If you genuinely believe that is the solution, go ask fans of the Buffalo Sabres and Arizona Coyotes how that’s worked out for them. Of course, this strategy has worked before for some franchises, but by no means is it the end all be all for producing future success in this league. 

It is for that reason that I actually admire the Jacobs’ initiative of consistently putting their best foot forward to put the best possible product out on the ice year in and year out. Forget the narrative that they simply want to profit off of playoff game ticket sales; as a fan of this team, you should be rooting for them to be competitive every year. If we’re being honest with ourselves, the NHL is the one league of the four major U.S. sports where parity is so strong that you don’t necessarily have to be the best team to win the championship. Sometimes all it takes is a team with a hot goalie and competitive roster to overperform and achieve the ultimate goal (see 2019, St. Louis Blues).

Another example of how championship teams are built is the way the Tampa Bay Lightning went about it. They did not have to tank after losing to the Bruins in the 2011 Eastern Conference Final to get back to the dance. What did they do instead? They utilized a strong farm system to rejuvenate their squad. Look through their lineup from the years that they won the Stanley Cup, and you’ll realize very quickly they built that team based on their AHL squad.

Even their coach, Jon Cooper, came from that system. The Lightning almost achieved a three-peat with that recipe, and it is baffling to me that nobody seems to think this is an option for the Bruins. Of course, the Providence Bruins are not at the same level that the Syracuse Crunch were in those years, but that could all change quite quickly, given the right amount of attention to the minor league squad. 

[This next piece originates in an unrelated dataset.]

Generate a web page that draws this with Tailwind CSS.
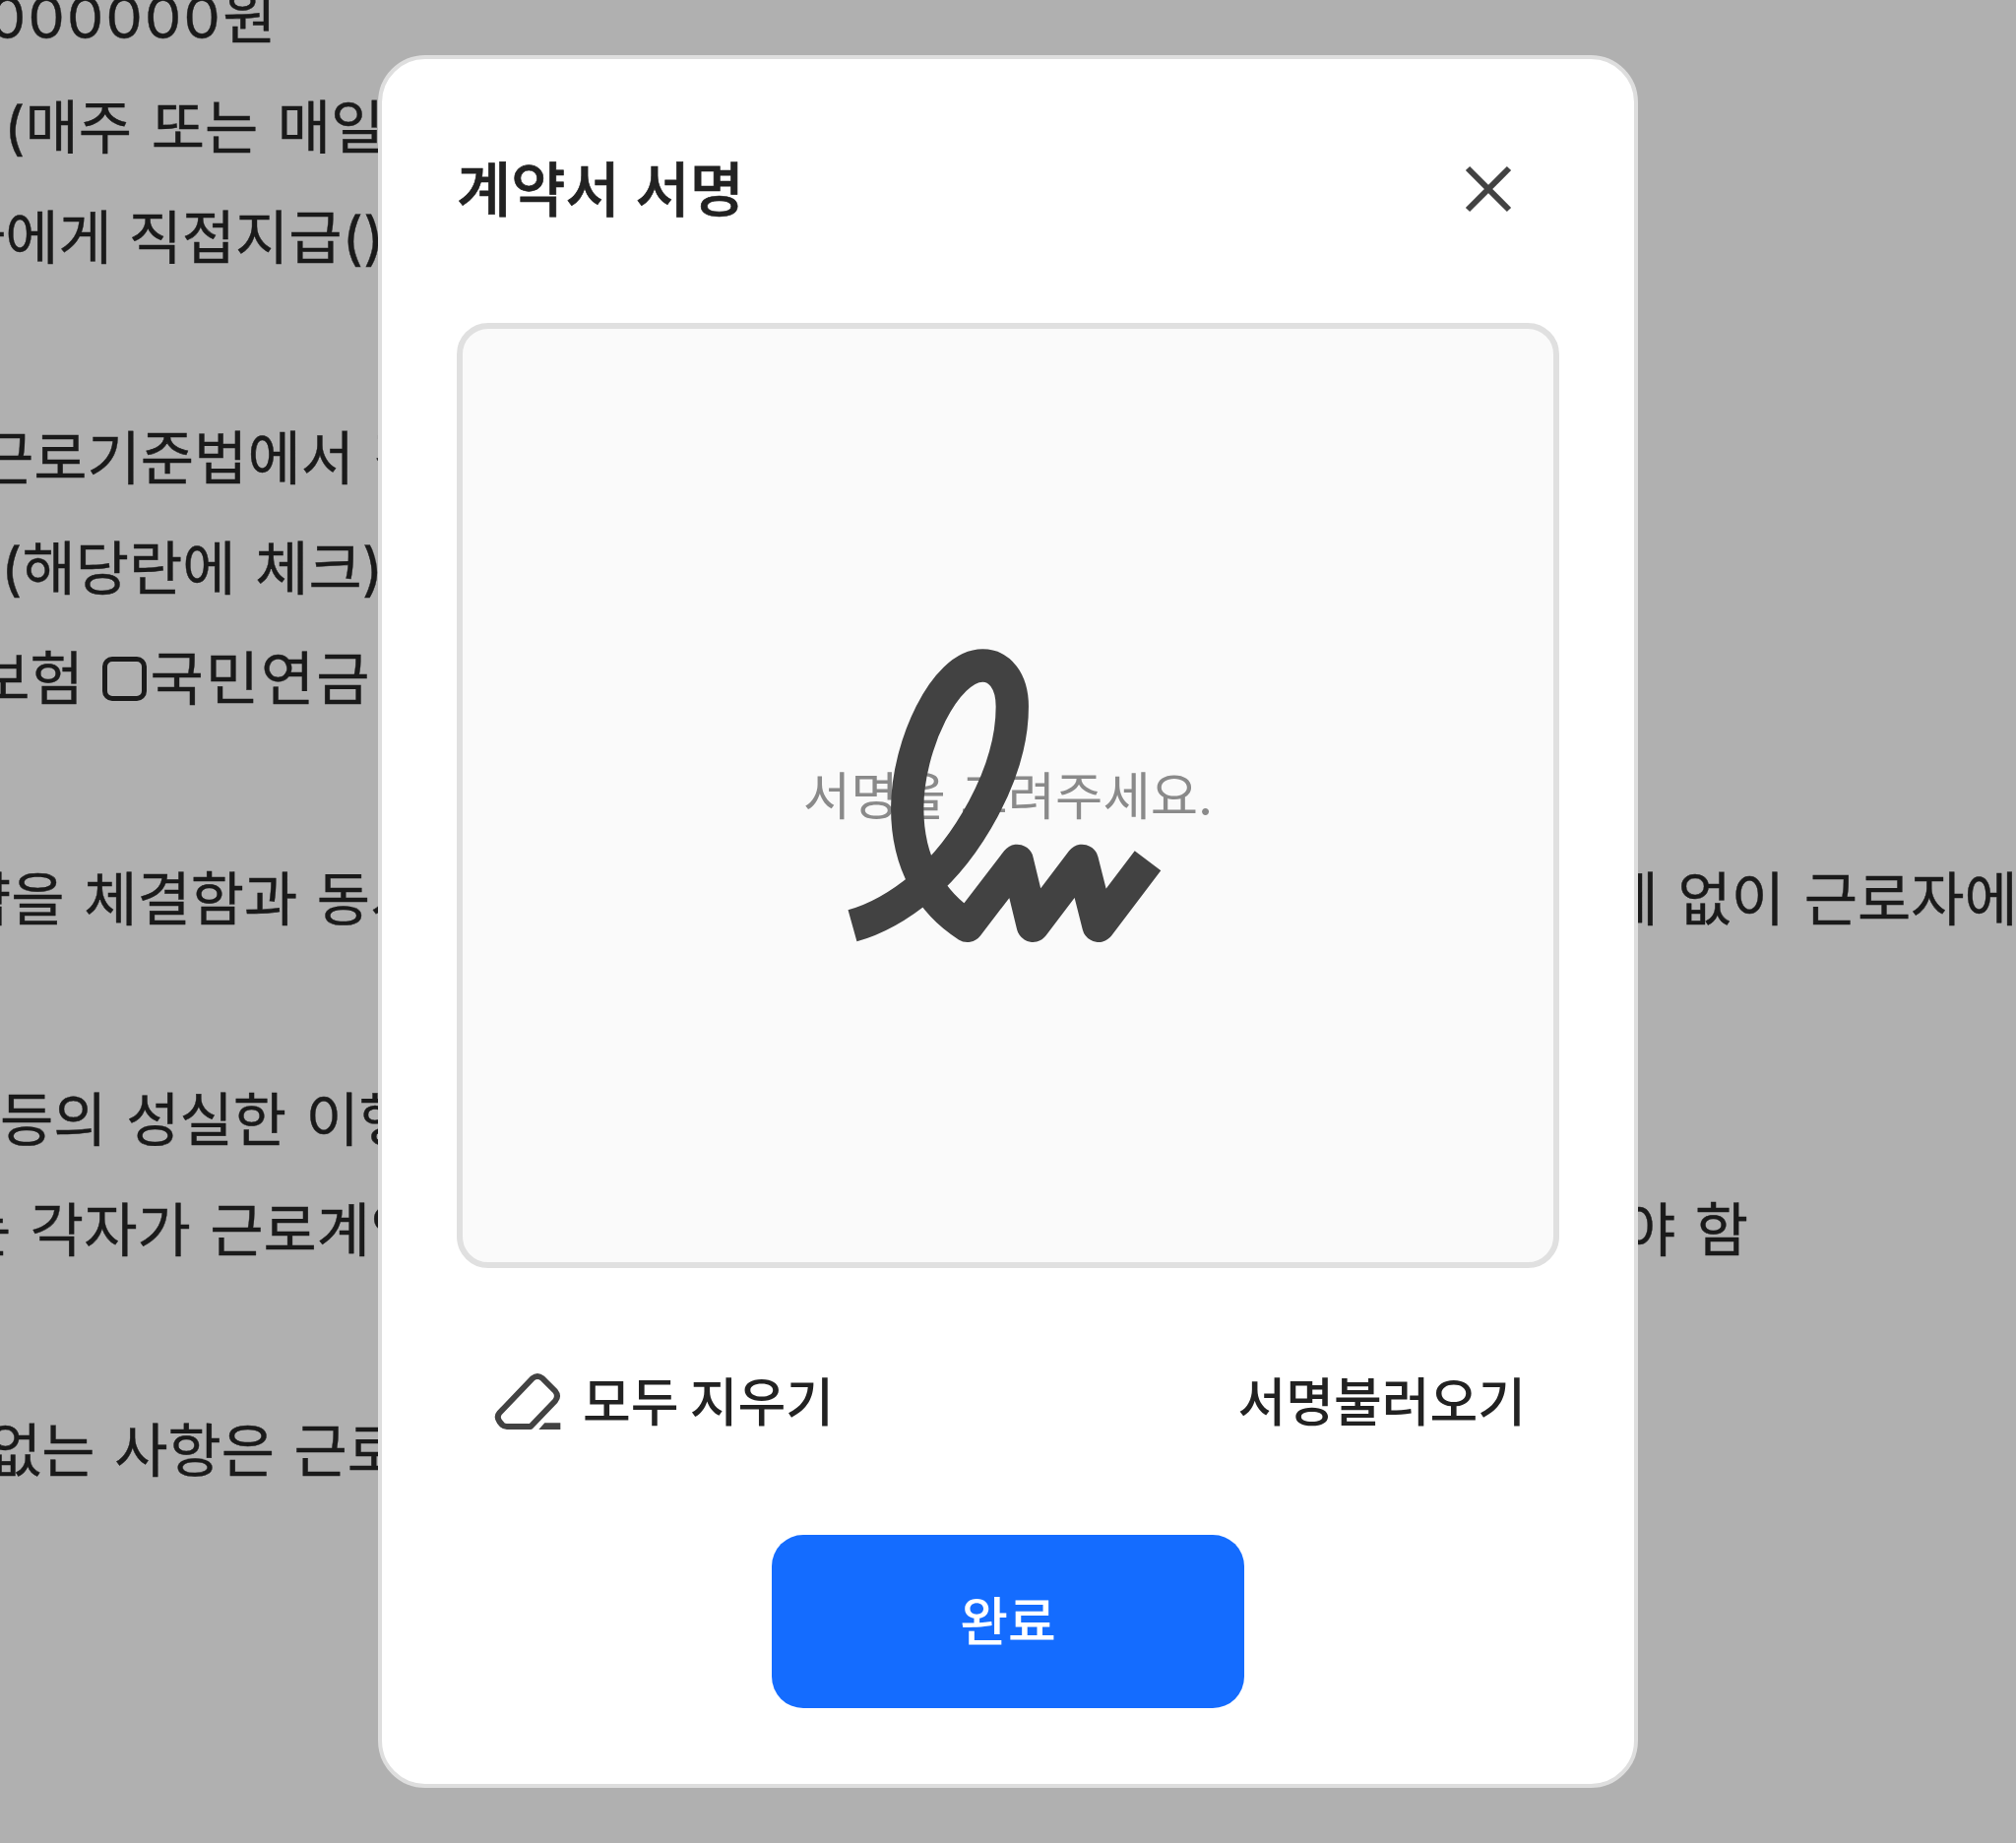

Instead of prioritizing obtaining a top ten pick for three or so consecutive years that might pan out for this team and subjecting this fanbase to an uninspired on-ice product, this franchise should prioritize building for the future through having a strong AHL squad. This can be achieved through free agency, transactions centered around obtaining young AHL-level talent, and an emphasis on developing players in those positions with the intention of having them cater their playstyle to be successful in today’s NHL. If you’re hoping this is the direction of the team, you should be excited that Jim Montgomery has entered the fold as Boston’s new head coach since he has a reputation for getting the most out of young talent. 

Yes, the Bruins have not had much success drafting in recent years. However, the masses would be incorrect to assume that because of this that the Bruins are destined for mediocrity in the coming years. Much of the scouting staff has changed since that disastrous 2015 draft, and given the influx of talent in the upcoming draft classes, it would be a fair assumption that the Bruins could feasibly obtain a wave of skillful players in the near future. The key for this franchise is having the right system and management down in Providence to elevate those pieces to the next level.  

So no, the Bruins do not need to tank to obtain top-level talent. It is possible to remain competitive in the NHL and still build for the future. Of course, it will require attention to detail at every level in order to achieve this type of turnaround, but don’t kid yourself. The Boston Bruins are not tanking anytime soon, and they shouldn’t. If the Providence Bruins are unable to produce any potential stars in the next few years, then you have full permission to sound the alarm. Until then, take a breath. The sky is not falling.